There’s a whole lot of technology behind that seemingly simple maneuver, including a careful orchestration of fixed-point cameras that are positioned to enable near real-time video stitching.
What if video from smartphone cameras aimed at a scene could be employed the same way?
That’s the question that driving researchers at Carnegie Mellon University’s Robotics Institute, who have now developed a way to combine iPhone videos that allow viewers to watch an event from various angles. The virtualization technology has clear applications in mixed reality, including editing out objects that obscure line of sight or adding or deleting people from a scene.
“We are only limited by the number of cameras,” explains Aayush Bansal, a Ph.D. student in CMU’s Robotics Institute. The CMU technique has been demonstrated with as many as 15 camera feeds at a time.

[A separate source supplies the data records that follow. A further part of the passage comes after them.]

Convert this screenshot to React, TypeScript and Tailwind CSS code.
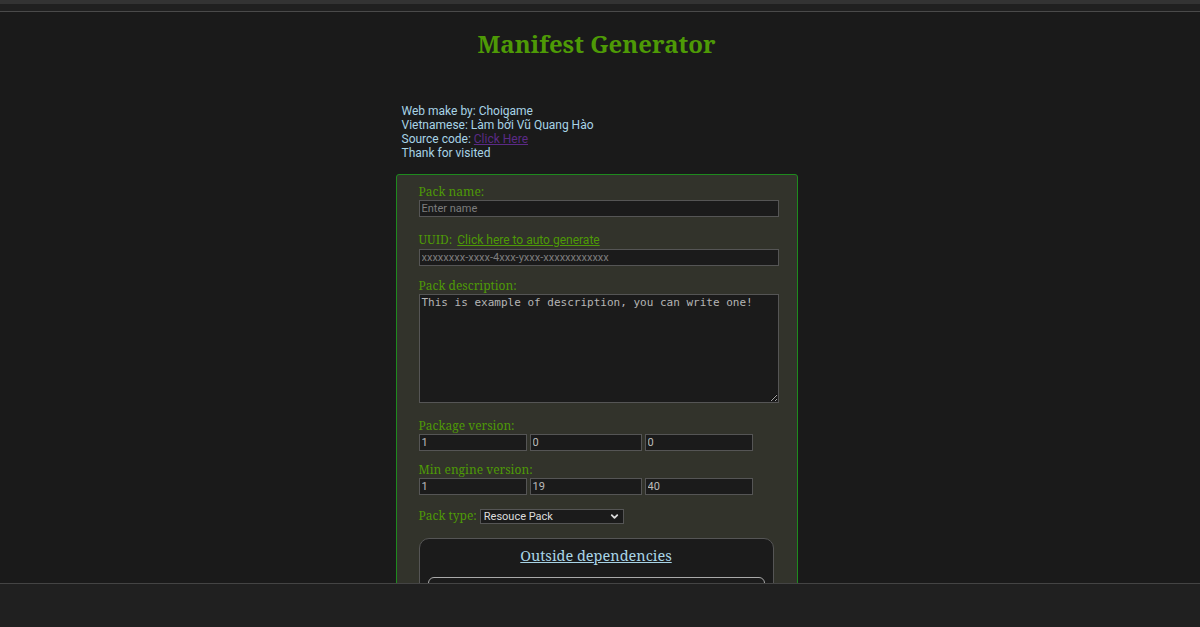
import { ChevronDown } from "lucide-react";

const serif = "font-['Noto_Serif','DejaVu_Serif',serif]";
const sans = "font-['Roboto','Liberation_Sans',sans-serif]";

const Label = ({ text, className = "" }: { text: string; className?: string }) => (
  <label className={`block text-[12px] leading-[16px] text-[#4e9a06] ${serif} ${className}`}>{text}</label>
);

const Field = ({ value, placeholder, w }: { value?: string; placeholder?: string; w: string }) => (
  <input
    readOnly
    defaultValue={value}
    placeholder={placeholder}
    className={`block ${w} h-[17px] border border-[#555] bg-[#1b1b1b] px-[2px] text-[11px] leading-[15px] text-[#bbb] placeholder:text-[#7d7d7d] outline-none ${sans}`}
  />
);

const App = () => {
  return (
    <div className="min-h-[627px] bg-[#1a1a1a]">
      <div className="h-[4px] bg-[#333]" />
      <div className="h-[8px] bg-[#202020] border-b border-[#4a4a4a]" />

      <main className="flex flex-col items-center pr-[7px]">
        <h1 className={`mt-[16px] text-[24px] leading-[32px] font-bold text-[#4e9a06] ${serif}`}>
          Manifest Generator
        </h1>

        <div className={`mt-[44px] w-[402px] pl-[6px] text-[12px] leading-[14px] text-[#a8d4e6] ${sans}`}>
          <p>Web make by: Choigame</p>
          <p>Vietnamese: Làm bởi Vũ Quang Hào</p>
          <p>
            Source code: <a href="#" className="underline text-[#5b2a86]">Click Here</a>
          </p>
          <p>Thank for visited</p>
        </div>

        <div className="mt-[14px] w-[402px] rounded-[3px] border border-[#1e8a1e] bg-[#32332b] pl-[22px] pr-[18px] pt-[9px] pb-[40px]">
          <Label text="Pack name:" />
          <Field placeholder="Enter name" w="w-[360px]" />

          <div className="mt-[15px] flex items-baseline gap-[5px]">
            <Label text="UUID:" />
            <a href="#" className={`text-[12px] leading-[16px] underline text-[#4e9a06] ${sans}`}>
              Click here to auto generate
            </a>
          </div>
          <div className="mt-[1px]">
            <Field placeholder="xxxxxxxx-xxxx-4xxx-yxxx-xxxxxxxxxxxx" w="w-[360px]" />
          </div>

          <Label text="Pack description:" className="mt-[12px]" />
          <textarea
            readOnly
            defaultValue="This is example of description, you can write one!"
            className="block w-[360px] h-[109px] resize border border-[#555] bg-[#1b1b1b] px-[2px] py-[1px] text-[11px] leading-[14px] text-[#b5b5b5] outline-none font-['DejaVu_Sans_Mono',monospace]"
          />

          <Label text="Package version:" className="mt-[15px]" />
          <div className="flex gap-[3px]">
            <Field value="1" w="w-[108px]" />
            <Field value="0" w="w-[112px]" />
            <Field value="0" w="w-[108px]" />
          </div>

          <Label text="Min engine version:" className="mt-[11px]" />
          <div className="flex gap-[3px]">
            <Field value="1" w="w-[108px]" />
            <Field value="19" w="w-[112px]" />
            <Field value="40" w="w-[108px]" />
          </div>

          <div className="mt-[13px] flex items-center gap-[3px]">
            <Label text="Pack type:" />
            <div className="relative flex">
              <select
                defaultValue="res"
                className={`block appearance-none w-[144px] h-[15px] border border-[#555] bg-[#1b1b1b] pl-[3px] py-0 text-[11px] leading-[13px] text-[#ddd] outline-none ${sans}`}
              >
                <option value="res">Resouce Pack</option>
                <option value="beh">Behavior Pack</option>
              </select>
              <ChevronDown className="pointer-events-none absolute right-[4px] top-[2px] w-[11px] h-[11px] text-[#ddd]" strokeWidth={4} />
            </div>
          </div>

          <div className="mt-[14px] w-[355px] rounded-[10px] border border-[#555] bg-[#1b1b1b] pt-[6px] px-[8px] pb-[20px]">
            <h3 className={`text-center text-[14.5px] leading-[20px] underline text-[#a8d4e6] ${serif}`}>
              Outside dependencies
            </h3>
            <div className="mt-[12px] h-[80px] rounded-[6px] border border-[#aaa]" />
          </div>
        </div>
      </main>

      <div className="fixed bottom-0 left-0 right-0 h-[44px] border-t border-[#444] bg-[#202020]" />
    </div>
  );
};

export default App;
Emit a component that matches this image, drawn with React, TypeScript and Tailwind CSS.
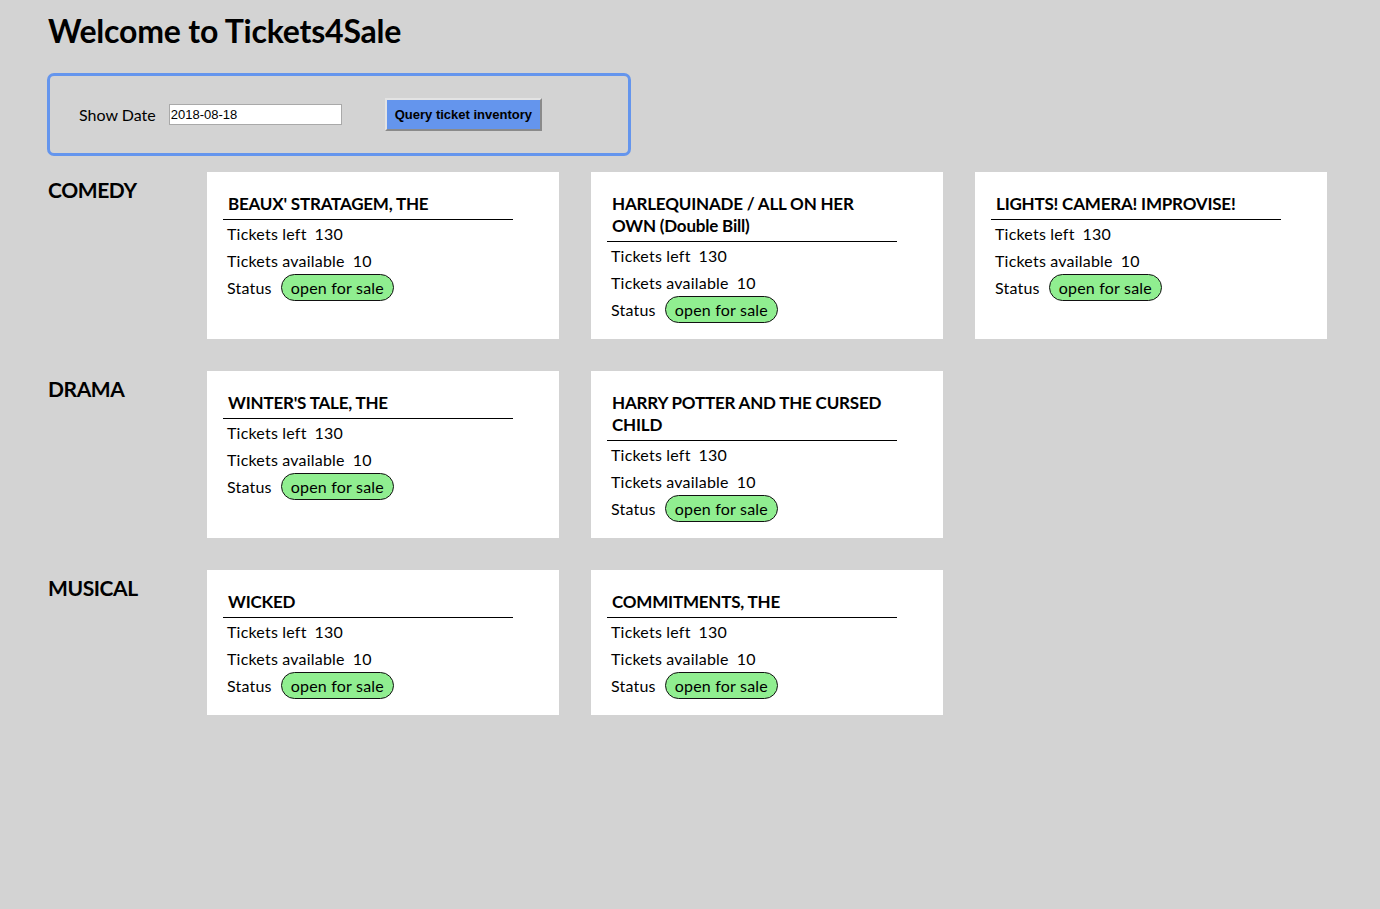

The demonstration points to a democratization of virtualized reality, which currently is the purview of expensive studios and live events that employ dozens of cameras coordinated to capture every angle. But just like the venerable disposal camera made everyone a wedding photographer, smartphones may soon be employed to crowdsourced so-called 4D visualizations of gatherings. Given that pulling out your phone and taking video at events like weddings and parties is commonplace already, the technology has the benefit of piggybacking off of conditioned behavior.
“The point of using iPhones was to show that anyone can use this system,” Bansal said. “The world is our studio.”
The challenge for the CMU researchers was to use unpredictably aimed videos to stitch together 3D scenes, which has never been done. The team used what are called convolutional neural nets, which use deep learning and robust visual data analysis. The convolutional neural nets identify common visual data across multiple feeds and works backwards to stitch the video together.
The National Science Foundation, Office of Naval Research, and Qualcomm supported the research, which was conducted by Bansal and faculty members of the CMU Robotics Institute and was recently presented at the Computer Vision and Pattern Recognition conference last month.
Fittingly, that conference was held virtually.